Extrema point of $x^2(a\ln x -1)$

Question

I need to find the $x$-value of the extrema point of $$x^2(a\ln x -1)$$

in terms of $a$.

However, the only thing they tell me about $a$ is that $a ≠ 0$. I found the $x$-value of the point, however my difficulty is finding whether the point is maxima or minima. If I would know if $a$ is less than $0$ or greater than $0$ then it would help a lot. However, this is not the case...

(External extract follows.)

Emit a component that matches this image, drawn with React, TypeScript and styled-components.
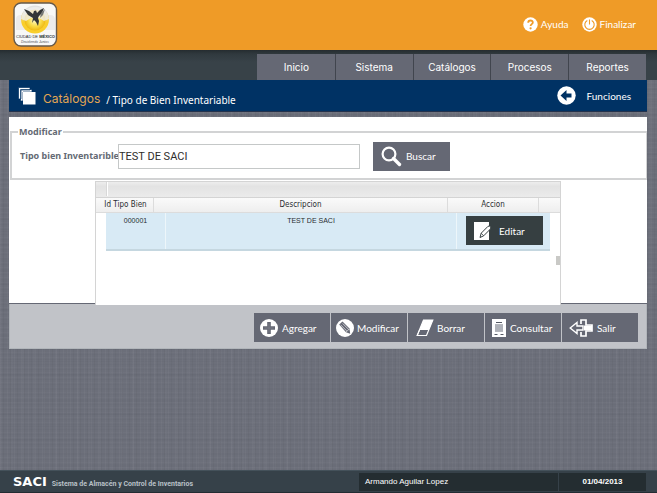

$$f'(x) = 2x(a\ln x -1) + x^2\frac{a}{x} = 2x(a\ln x -1) + ax $$ $$f'(x) = 0$$

$$x = e^\frac{2-a}{2a}$$

$$f''(x) = 2a\ln x+3a-2$$ $$f''\left(e^\frac{2-a}{2a}\right) = 2a\cdot\frac{2-a}{2a}+3a-2 = 2-a+3a-2 = 2a$$

I get $2a$. Therefore, it does seem to depend on the value of $a$. (If it's $ a < 0 $ or $ a > 0$).

There is only one answer!

Can someone help me? Thank you very much!

Answer 1

Your work is good, you're just misinterpreting the meaning of the second derivative.

The derivative is $$ f'(x)=2x(a\ln x-1)+x^2\frac{a}{x}= x(2a\ln x-2+a) $$ which only vanishes for $$ \ln x=\frac{2-a}{2a}=\frac{1}{a}-\frac{1}{2}=g(a) $$ so for $x=e^{g(a)}$. With the second derivative: $$ f''(x)=2a\ln x-2+a+2a=2a\ln x-2+3a $$ so $$ f''(e^{g(a)})=2a\left(\frac{1}{a}-\frac{1}{2}\right)-2+3a=2a $$ which is positive (absolute minimum) for $a>0$ and negative (absolute maximum) for $a<0$.

Computing $f(e^{g(a)})$: $$ f(e^{g(a)})=e^{2g(a)}\left(a\frac{2-a}{2a}-1\right)=-\frac{a}{2}e^{2g(a)} $$ confirms the results, because $$ \lim_{x\to0}f(x)=0 $$ and $$ \lim_{x\to\infty}f(x)= \begin{cases} \infty & \text{if $a>0$}\\ -\infty & \text{if $a<0$} \end{cases} $$